### What to produce
Copy the data that follows, character for character, minus the pictures.

### Recorded information
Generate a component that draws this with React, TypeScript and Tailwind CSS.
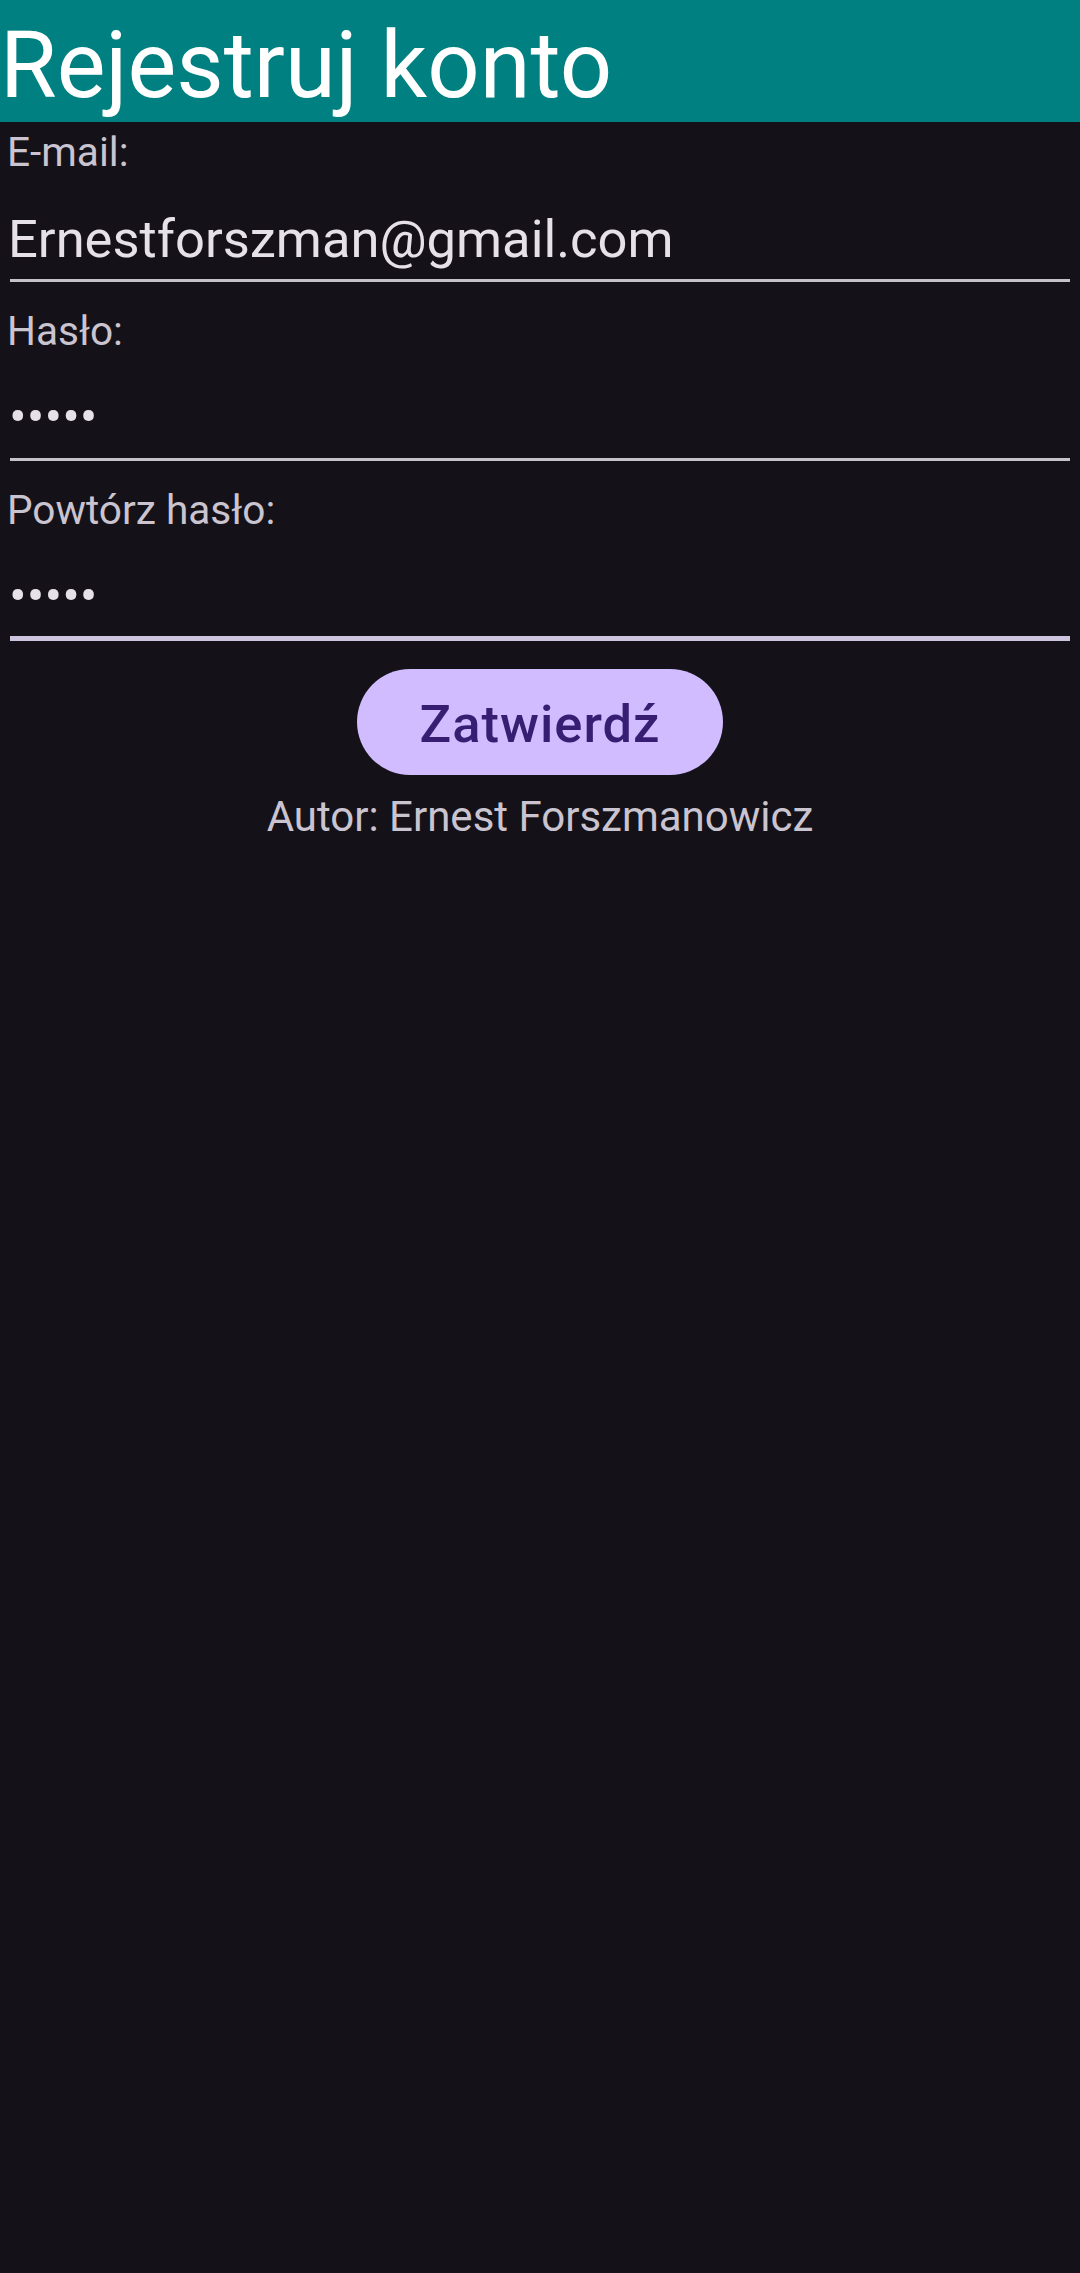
import React from "react";

const font = { fontFamily: "Roboto, 'Noto Sans', 'Liberation Sans', sans-serif" };

function Field({ label, value, password, focused, first }: { label: string; value: string; password?: boolean; focused?: boolean; first?: boolean }) {
  return (
    <div className={first ? "pt-[4px]" : "pt-[23px]"}>
      <div className="h-[52px] pl-[7px] text-[40.6px] leading-[52px] text-[#cac4d0] whitespace-nowrap">{label}</div>
      <div className="pt-[29.5px] pl-[8px] h-[91.5px]">
        <div className={"text-[52.5px] leading-[62px] text-[#e6e0e9] whitespace-nowrap" + (password ? " pl-[1px]" : "")}>{value}</div>
      </div>
      <div className="pt-[9.3px] px-[10px]">
        <div className={focused ? "h-[5px] bg-[#cdc5de]" : "h-[3px] bg-[#c6c2c9]"} />
      </div>
    </div>
  );
}

export default function App() {
  return (
    <div className="min-h-[2273px] w-full bg-[#141218]" style={font}>
      <div className="h-[122px] bg-[#008080]">
        <div className="pt-[12px] text-[92px] leading-[108px] text-white whitespace-nowrap">Rejestruj konto</div>
      </div>
      <Field first label="E-mail:" value="Ernestforszman@gmail.com" />
      <Field label="Hasło:" value="•••••" password />
      <Field label="Powtórz hasło:" value="•••••" password focused />
      <div className="flex justify-center pt-[28px]">
        <button className="flex h-[106px] items-center justify-center rounded-full bg-[#d0bcff] px-[63px] pt-[3px] text-[52.5px] font-medium leading-[62px] tracking-[1px] text-[#381e72]">
          Zatwierdź
        </button>
      </div>
      <div className="pt-[14.3px] text-center text-[42px] leading-[54px] text-[#cac4d0] whitespace-nowrap">Autor: Ernest Forszmanowicz</div>
    </div>
  );
}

### Response to this exercise
Generate a component that draws this with React, TypeScript and Tailwind CSS.
import React from "react";

const font = { fontFamily: "Roboto, 'Noto Sans', 'Liberation Sans', sans-serif" };

function Field({ label, value, password, focused, first }: { label: string; value: string; password?: boolean; focused?: boolean; first?: boolean }) {
  return (
    <div className={first ? "pt-[4px]" : "pt-[23px]"}>
      <div className="h-[52px] pl-[7px] text-[40.6px] leading-[52px] text-[#cac4d0] whitespace-nowrap">{label}</div>
      <div className="pt-[29.5px] pl-[8px] h-[91.5px]">
        <div className={"text-[52.5px] leading-[62px] text-[#e6e0e9] whitespace-nowrap" + (password ? " pl-[1px]" : "")}>{value}</div>
      </div>
      <div className="pt-[9.3px] px-[10px]">
        <div className={focused ? "h-[5px] bg-[#cdc5de]" : "h-[3px] bg-[#c6c2c9]"} />
      </div>
    </div>
  );
}

export default function App() {
  return (
    <div className="min-h-[2273px] w-full bg-[#141218]" style={font}>
      <div className="h-[122px] bg-[#008080]">
        <div className="pt-[12px] text-[92px] leading-[108px] text-white whitespace-nowrap">Rejestruj konto</div>
      </div>
      <Field first label="E-mail:" value="Ernestforszman@gmail.com" />
      <Field label="Hasło:" value="•••••" password />
      <Field label="Powtórz hasło:" value="•••••" password focused />
      <div className="flex justify-center pt-[28px]">
        <button className="flex h-[106px] items-center justify-center rounded-full bg-[#d0bcff] px-[63px] pt-[3px] text-[52.5px] font-medium leading-[62px] tracking-[1px] text-[#381e72]">
          Zatwierdź
        </button>
      </div>
      <div className="pt-[14.3px] text-center text-[42px] leading-[54px] text-[#cac4d0] whitespace-nowrap">Autor: Ernest Forszmanowicz</div>
    </div>
  );
}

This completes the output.